For accommodation providers in Santa Cruz, the change is useful because it gives staff a clearer practical answer to a common summer question: how to get to the beach without a car. For restaurants and small businesses in San Andres, Las Teresitas and the capital, smoother bus access can support day spending while easing some parking pressure. For tourism planners, it fits the wider challenge of distributing visitors without relying entirely on road space.

Other Tenerife Summer Timetable Changes To Watch

The June 22 update is broader than Santa Cruz and Las Teresitas. Titsa's summer programme also affects La Laguna and the north of Tenerife. Line 021 adds departures connected with Tacoronte and Mesa del Mar, while Line 050 gains additional weekday trips. Line 224 changes its route, no longer passing through Punta del Hidalgo and Bajamar and instead running via La Barranquera and Jover. Visitors staying in rural accommodation or using buses around the north coast should pay attention to these details, because they can affect assumptions about how to reach swimming areas and coastal villages.

Services around Buenavista, Punta de Teno, La Orotava, Las Dehesas and El Rincon are also part of the summer adjustment. These places are especially relevant to independent travellers, walkers, repeat visitors and people staying in Puerto de la Cruz or the north. The summer pattern recognises that Tenerife's beach and nature demand is not concentrated in one resort strip. It spreads across coastal areas, viewpoints, bathing spots and rural landscapes.

At the same time, some lines are suspended or adjusted for the summer period, including university shuttle services and selected routes tied more closely to school or working calendars. This is important for visitors because Tenerife bus planning can be misleading if someone relies on a route that was convenient during term time but is not operating in the same way during summer. The best approach is to check the exact date of travel, the day of the week and the latest Titsa timetable before committing to an itinerary.

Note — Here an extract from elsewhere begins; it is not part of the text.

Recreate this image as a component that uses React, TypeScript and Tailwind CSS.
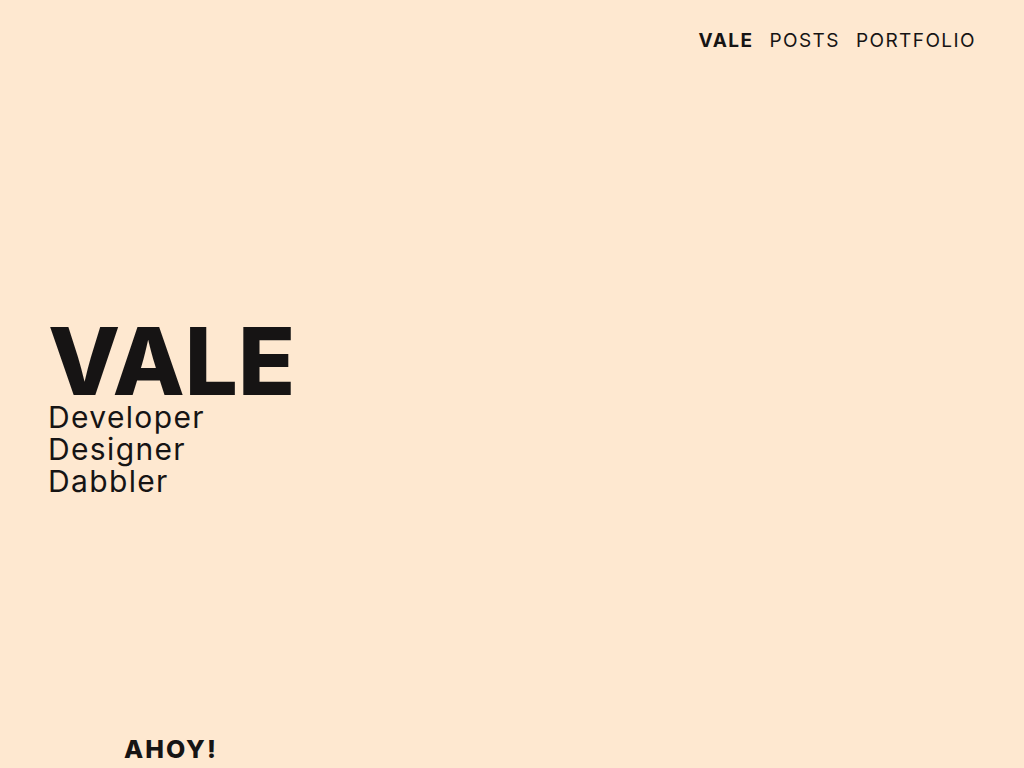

San Juan Adds A Short-Term Late-Night Travel Factor

There is also a short-term seasonal factor around the San Juan festivities. Titsa has announced additional trips on the night of Tuesday, June 23 into the early hours of Wednesday, June 24 to facilitate travel to beach areas for the celebrations. The reinforced lines include Santa Cruz urban services such as Line 910 to Las Teresitas and Line 970 to San Andres, as well as interurban services including Line 102 and Line 138, with other routes reinforced according to demand.

For visitors, San Juan is worth understanding separately from the general summer timetable. It can be one of the liveliest nights of the early summer calendar, with beach gatherings and late movements around coastal areas. Extra bus services are helpful, but they do not remove the need to plan carefully. Travellers should expect busier stops, more people moving at unusual hours and possible pressure around the most popular beaches.

Anyone planning to join San Juan activity near Las Teresitas or elsewhere should check the final service details on the day, allow extra time and avoid depending on the last possible bus back. This is particularly important for travellers staying outside Santa Cruz, because a late return may require more than one connection or a taxi backup.

What Visitors Should Do Before Travelling By Bus

The practical message is that Tenerife's summer bus update creates more options, but it does not replace normal travel planning. Visitors should use current timetables, not old screenshots. They should check both outbound and return journeys. They should consider whether a route is daily, weekday-only, weekend-enhanced or tied to a specific summer period. They should also remember that the same destination can feel very different on a quiet weekday morning and a hot Sunday afternoon.

For Las Teresitas, the trip is relatively straightforward: start from Santa Cruz Intercambiador, use the 910 route, check the latest summer departure times and plan the return before leaving the city. For Anaga coastal villages, planning should be more detailed. Visitors should verify the relevant route, confirm return times, leave margin for delays, and avoid overloading the day with too many stops. For northern beaches such as Playa del Socorro or Benijo, the same advice applies: summer services help, but they still need to be matched to the exact itinerary.

Visitors using buses as part of a wider Tenerife holiday should also think in terms of hubs. Santa Cruz Intercambiador, La Laguna, Puerto de la Cruz and major resort stations each have different strengths. A journey that looks short on a map may involve a transfer, while a slightly longer route through a main interchange may be simpler and more reliable. That is especially true for travellers carrying beach gear, travelling with children or trying to connect with an airport or ferry later in the day.

Why This Is Good News For Tenerife Holidays

The summer bus boost is modest in the sense that it does not transform Tenerife's entire transport system overnight. But it is still good travel news because it targets the period and places where extra public transport can make a real difference. Better access to Las Teresitas, San Andres, Anaga and northern beach areas helps visitors enjoy more of the island without defaulting to a hire car for every outing.

It also supports a more balanced Tenerife holiday. The island is often sold through beaches and sunshine, but its appeal is much broader: city culture in Santa Cruz, historic streets in La Laguna, coastal food in San Andres, mountain scenery in Anaga, northern surf beaches, walking routes and smaller villages. A visitor who can connect those pieces more easily by bus gets a richer version of Tenerife.

For tourism businesses, the change reinforces the importance of practical information. Hotels, apartment managers, guides, restaurants and visitor centres can add value simply by giving accurate, current transport advice. In a summer season when many travellers are cost-conscious and sustainability-aware, the ability to explain a bus route clearly can be more useful than a glossy brochure.

The key date is June 22. From then, visitors should expect Titsa's summer timetable to shape beach and coastal mobility across parts of Tenerife. The safest habit is to check the latest timetable before each trip, plan returns early and treat popular coastal routes as high-demand services during warm weekends and holiday periods. Used well, the summer bus boost should make Santa Cruz and the north-east coast easier to explore, while giving travellers a cleaner and less stressful way to reach some of Tenerife's most popular seaside escapes.